More than 20,000 submissions supporting full protection of the Channel Country were handed to the  government as part of an open consultation period that ended in late August.

The Channel Country area spans Queensland's far west as well as parts of the Northern Territory, South Australia and NSW. 

A regulatory impact statement prepared by the Environment and Science Department has been released, saying the area's Kati Thanda-Lake Eyre Basin has global ecological importance and First Nations cultural significance.

Environmentalist group Lock the Gate's Ellie Smith said the Channel Country rivers brought life to the desert region and played a vital part supporting farmers and wildlife.

She said the majority of submissions in public consultation was for no more oil and gas exploration in the area.

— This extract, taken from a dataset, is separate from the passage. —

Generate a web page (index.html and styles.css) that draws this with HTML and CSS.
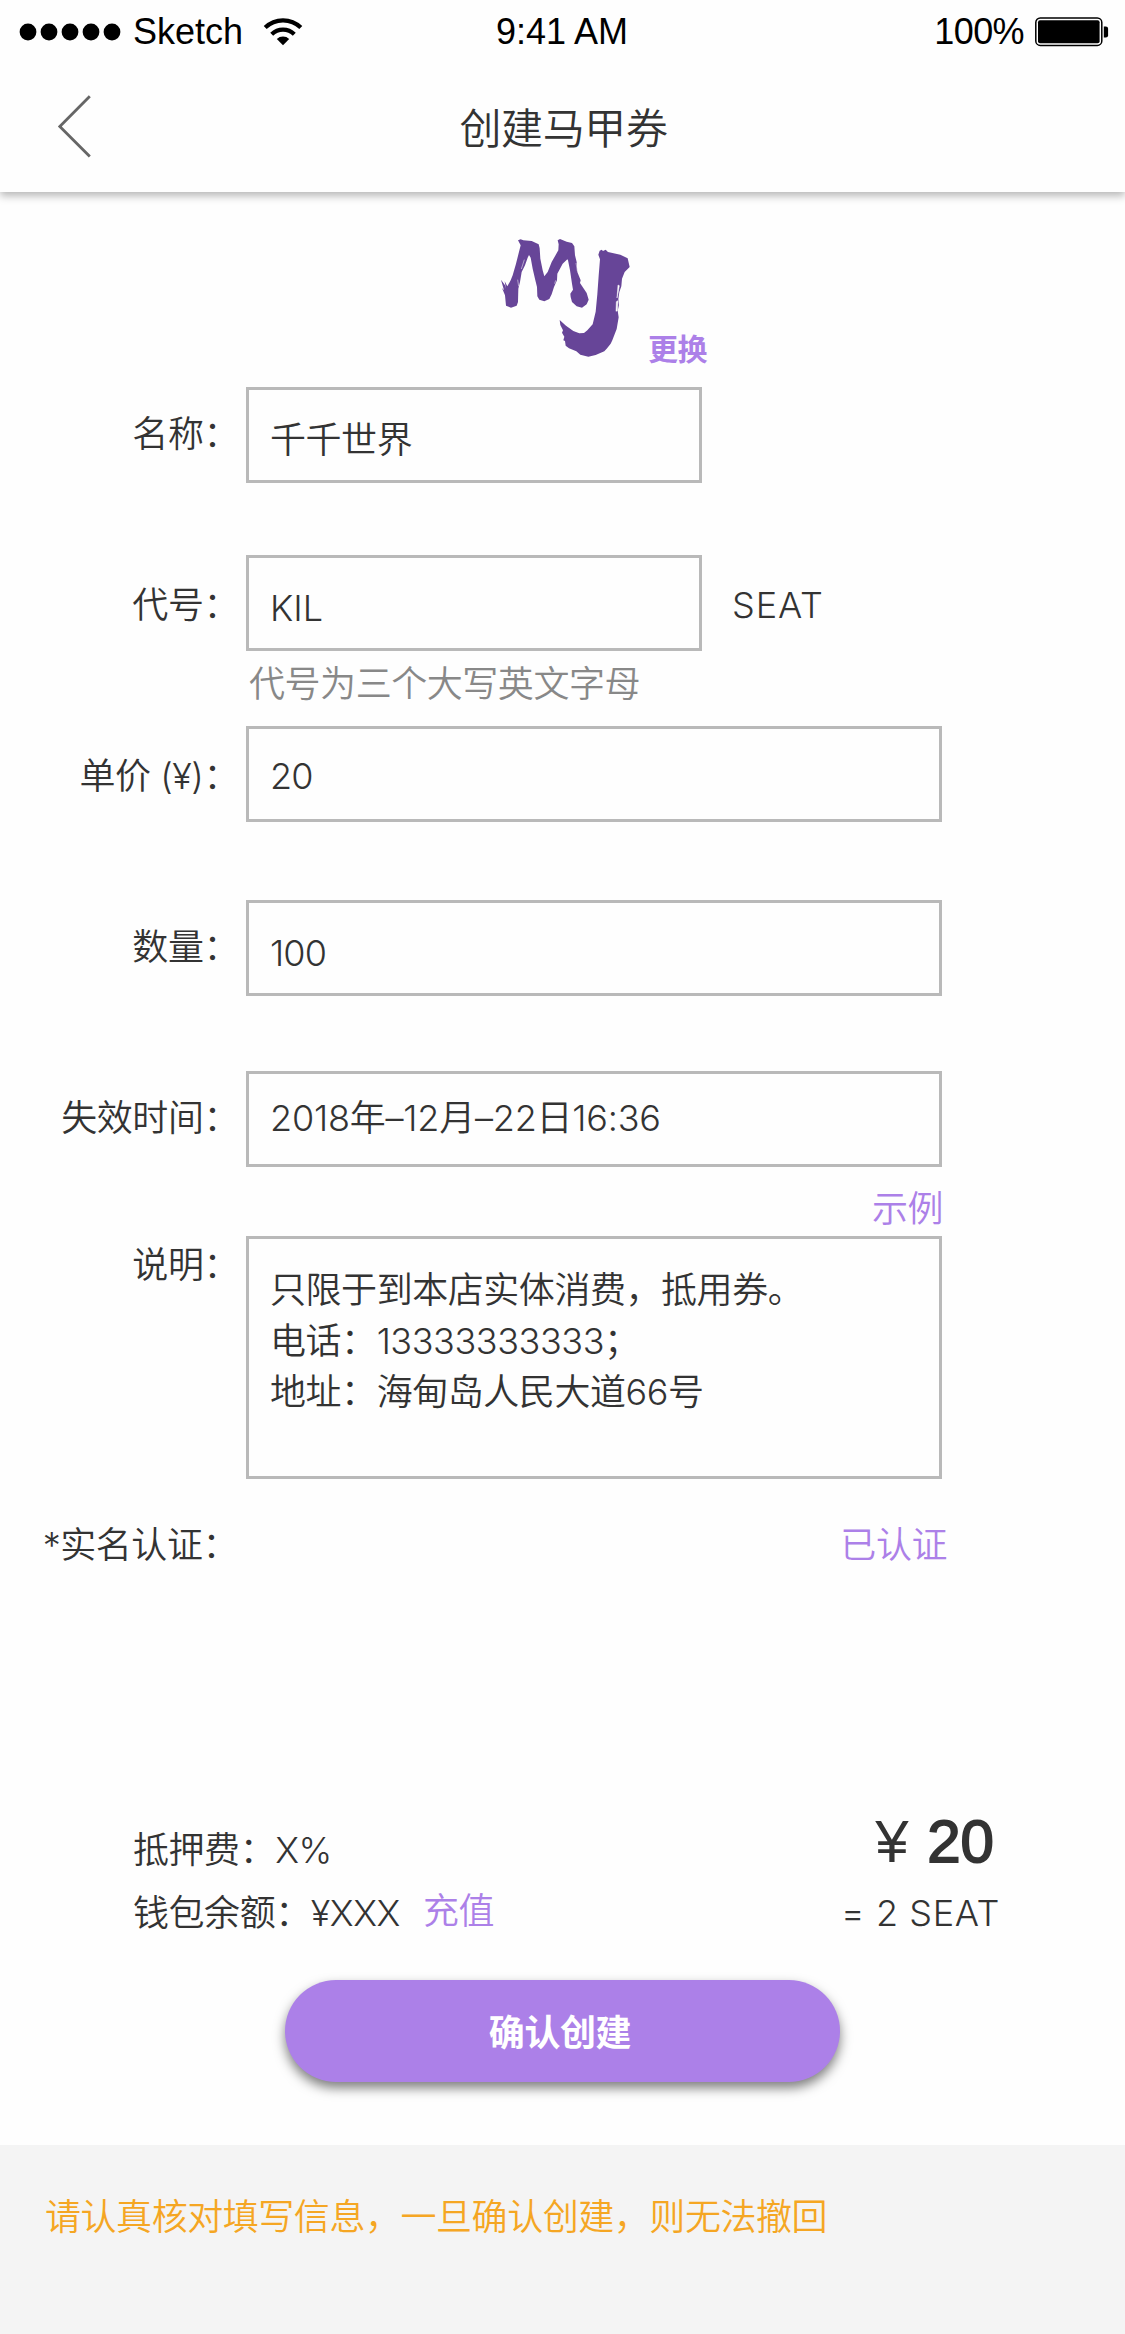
FILE: index.html
```html
<!DOCTYPE html>
<html lang="zh-CN">
<head>
<meta charset="utf-8">
<title>创建马甲券</title>
<link rel="stylesheet" href="styles.css">
</head>
<body>
<div class="screen">
  <header class="header">
    <div class="status">
      <div class="status-left">
        <svg class="signal" width="104" height="18" viewBox="0 0 104 18"><circle cx="9" cy="9" r="8.4"/><circle cx="30" cy="9" r="8.4"/><circle cx="51" cy="9" r="8.4"/><circle cx="72" cy="9" r="8.4"/><circle cx="93" cy="9" r="8.4"/></svg>
        <span class="carrier">Sketch</span>
        <svg class="wifi" width="40" height="30" viewBox="0 0 40 30">
          <path d="M2.2 10.6a25.5 25.5 0 0 1 35.6 0" fill="none" stroke="#000" stroke-width="4.2"/>
          <path d="M8.7 17.3a16.2 16.2 0 0 1 22.6 0" fill="none" stroke="#000" stroke-width="4.2"/>
          <path d="M13.8 22.1a9 9 0 0 1 12.4 0L20 28.2z"/>
        </svg>
      </div>
      <div class="time">9:41 AM</div>
      <div class="status-right">
        <span class="percent">100%</span>
        <svg class="battery" width="75" height="30" viewBox="0 0 75 30"><rect x="1.8" y="1" width="66" height="27.4" rx="4.5" fill="none" stroke="#000" stroke-width="1.5"/><rect x="4" y="3.2" width="61.6" height="23" rx="2"/><path d="M69.8 9.5h2q2.3 0 2.3 2.3v6.4q0 2.3-2.3 2.3h-2z"/></svg>
      </div>
    </div>
    <div class="nav">
      <svg class="back" width="36" height="64" viewBox="0 0 36 64"><path d="M32.8 1.2 2.8 31.4l30 30.2" fill="none" stroke="#666" stroke-width="2.8"/></svg>
      <h1 class="title">创建马甲券</h1>
    </div>
  </header>

  <section class="logo-row">
    <svg class="logo" width="130" height="120" viewBox="60 50 390 360">
      <path d="M114 60l8-3 8 3 25 2 21 10 3 12 2 31 7 35 5 18 10-13 12-30 20-35 1-18-3-12 7-4 20 8 16 4 7 10 2 27 5 20 2 30 10 25-2 8 8 12 12 18 6 20-6 14-14 10-16-4-14-13-4-15-1-10 8-12-3-18-6-40-6-30-2-3-14 13-16 30-1 20-9 20-7 22-7 14-15 7-15-5-6-10-1-28-5-20-8-35-6-33-5-8-4 8-8 23-10 20-5 30-5 20-1 40-4 11-17 6-15-6-3-31-9-22 6 7-9-32 12 17 3 10-4-22 8 15 10-18 6-15 10-35 14-55z"/>
      <path d="M359 91l6-3 4 4 8-4 7 7 37 8 22 11 6 26-15 15-8 20-2 23-6 17-3 21 2 18-4 17 3 20-6 35-13 34-5 10-12 15-7 8-26 11-22 5-24-6-12-10-22-9-10-8-2-14-5-2 3-11-7-12 3-7-8-16-2-15 19 17 22 16 18 7 14-1 10-8 16-18 9-38 5-52 4-56 4-49-5-14z"/>
      <path class="logo-nick" d="M414 194l4 2-3 18-4 19zM409 244l5-3-2 30-4 2zM133 118l-9 28M288 128l4 24M113 178l3 20M227 180l-3 10"/>
    </svg>
    <a class="change">更换</a>
  </section>

  <main class="form">
    <div class="row row-name">
      <label class="label">名称：</label>
      <div class="field short">千千世界</div>
    </div>
    <div class="row row-code">
      <label class="label">代号：</label>
      <div class="field short">KIL</div>
      <span class="suffix">SEAT</span>
    </div>
    <p class="hint">代号为三个大写英文字母</p>
    <div class="row row-price">
      <label class="label">单价 (¥)：</label>
      <div class="field">20</div>
    </div>
    <div class="row row-amount">
      <label class="label">数量：</label>
      <div class="field">100</div>
    </div>
    <div class="row row-expiry">
      <label class="label">失效时间：</label>
      <div class="field">2018年–12月–22日16:36</div>
    </div>
    <a class="example">示例</a>
    <div class="row row-desc">
      <label class="label">说明：</label>
      <div class="field area">只限于到本店实体消费，抵用券。<br>电话：13333333333；<br>地址：海甸岛人民大道66号</div>
    </div>
    <div class="row row-verify">
      <label class="label">*实名认证：</label>
      <span class="verified">已认证</span>
    </div>
  </main>

  <section class="summary">
    <div class="costs">
      <div class="deposit">抵押费：X%</div>
      <div class="wallet">钱包余额：¥XXX<a class="topup">充值</a></div>
    </div>
    <div class="totals">
      <div class="price"><span class="yen">¥</span> <span class="sum">20</span></div>
      <div class="seats">= 2 SEAT</div>
    </div>
  </section>

  <button class="submit">确认创建</button>

  <footer class="notice">请认真核对填写信息，一旦确认创建，则无法撤回</footer>
</div>
</body>
</html>
```

FILE: styles.css
```css
* { box-sizing: border-box; }

body { margin: 0; background: #fefefe; }

.screen {
  width: 1125px;
  height: 2334px;
  display: flex;
  flex-direction: column;
  overflow: hidden;
  color: #333;
  font: 350 36px/50px Inter, "Noto Sans CJK SC", sans-serif;
  letter-spacing: -0.45px;
}

.header {
  height: 192px;
  flex: none;
  background: #fefefe;
  box-shadow: 0 4px 8px rgba(0, 0, 0, 0.28);
}

.status {
  height: 62px;
  display: grid;
  grid-template-columns: 1fr auto 1fr;
  align-items: center;
  padding: 0 16px 0 19px;
  color: #000;
  font: 400 36px/64px "Liberation Sans", Arial, sans-serif;
  letter-spacing: 0;
}

.time { margin-right: 4px; }
.status-left, .status-right { display: flex; align-items: center; }
.status-right { justify-content: flex-end; gap: 10px; }
.percent { letter-spacing: -0.6px; }
.carrier { margin-left: 10px; }
.wifi { margin-left: 20px; }

.nav {
  height: 130px;
  display: grid;
  grid-template-columns: 1fr auto 1fr;
  align-items: center;
  padding: 0 57px;
}

.title {
  margin: 4px 0 0 2px;
  font-size: 42px;
  line-height: 60px;
  font-weight: 350;
  letter-spacing: -0.4px;
}

.logo-row {
  height: 195px;
  flex: none;
  display: flex;
  align-items: flex-start;
  padding: 45px 0 0 500px;
}

.logo { fill: #674598; }
.logo-nick { fill: #fefefe; stroke: #fefefe; stroke-width: 1.5; }

.change {
  margin: 87px 0 0 18px;
  color: #ac80e8;
  font-size: 30px;
  line-height: 50px;
  font-weight: 600;
}

.form { flex: none; }

.row { display: flex; height: 96px; }

.label {
  width: 239px;
  margin-right: 7px;
  line-height: 96px;
  text-align: right;
  white-space: nowrap;
}

.field {
  width: 696px;
  padding-left: 21px;
  border: 3px solid #b9b9b9;
  line-height: 90px;
  white-space: nowrap;
}

.short { width: 456px; }

.row-name .label { line-height: 95px; }
.row-name .field { line-height: 101px; }
.row-code { margin-top: 72px; }
.row-code .label { line-height: 101px; }
.suffix { margin-left: 30px; line-height: 100px; letter-spacing: 0.9px; }
.row-code .field { line-height: 100px; letter-spacing: 0; }

.hint {
  height: 75px;
  margin: 0;
  padding: 8px 0 0 249px;
  color: #888;
}

.row-price .label { line-height: 101px; }
.row-price .field { line-height: 94px; letter-spacing: -0.8px; }
.row-amount { margin-top: 78px; }
.row-amount .field { line-height: 100px; letter-spacing: -0.8px; }
.row-amount .label { line-height: 95px; }
.row-expiry { margin-top: 75px; }
.row-expiry .label { line-height: 95px; }
.row-expiry .field { line-height: 88px; letter-spacing: -0.2px; }

.example {
  display: block;
  width: 943px;
  height: 69px;
  padding-top: 17px;
  color: #ac80e8;
  text-align: right;
}

.row-desc { height: 243px; }
.row-desc .label { line-height: 59px; }
.area { padding-top: 26px; line-height: 51px; }

.row-verify { height: 50px; margin-top: 41px; }
.row-verify .label { width: 238px; margin-right: 8px; line-height: 50px; }
.verified { width: 701px; color: #ac80e8; text-align: right; }

.summary {
  flex: none;
  display: flex;
  justify-content: space-between;
  height: 200px;
  margin-top: 210px;
  padding: 0 127px 0 133px;
}

.costs { padding-top: 39px; line-height: 63px; }
.wallet { display: flex; }
.topup { margin: -2px 0 0 23px; color: #ac80e8; }

.totals { padding-top: 27px; text-align: right; }
.price {
  padding-right: 4px;
  font: 400 60px/70px "Liberation Sans", Arial, sans-serif;
  letter-spacing: 0;
}
.yen { margin-right: 2px; }
.sum { -webkit-text-stroke: 1.8px #333; }
.seats { padding-top: 11px; margin-right: -2px; letter-spacing: 0.6px; }

.submit {
  flex: none;
  width: 555px;
  height: 102px;
  margin: 0 0 0 285px;
  padding: 5px 5px 0 0;
  border: 0;
  border-radius: 51px;
  background: #ac80e8;
  box-shadow: 0 6px 12px rgba(0, 0, 0, 0.5);
  color: #fff;
  font: 600 36px/97px Inter, "Noto Sans CJK SC", sans-serif;
  letter-spacing: -0.4px;
}

.notice {
  height: 189px;
  flex: none;
  margin-top: 63px;
  padding: 47px 0 0 45px;
  background: #f4f4f4;
  color: #f5a623;
}
```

"What we want for Christmas is for the Palaszczuk government to announce they will put in the highest protections for rivers," Ms Smith told AAP.

Greens MP Michael Berkman
Greens MP Michael Berkman asked how the government could let its commitments sit idle for so long. (Jono Searle/AAP PHOTOS)

Greens MP Michael Berkman addressed the crowd and questioned how the government could let its commitments sit idle for so long.

"For it to take as long as it did to get the regulatory impact statement out is in itself extraordinary," he said.

The Wilderness Society's Hannah Schuch said communities did not want to see natural and ecologically significant systems unnecessarily tarnished by exploration and fracking. 

"We want to see these protections enacted now, we can't wait any longer," she told AAP.

" We cannot risk this issue going for another electoral term."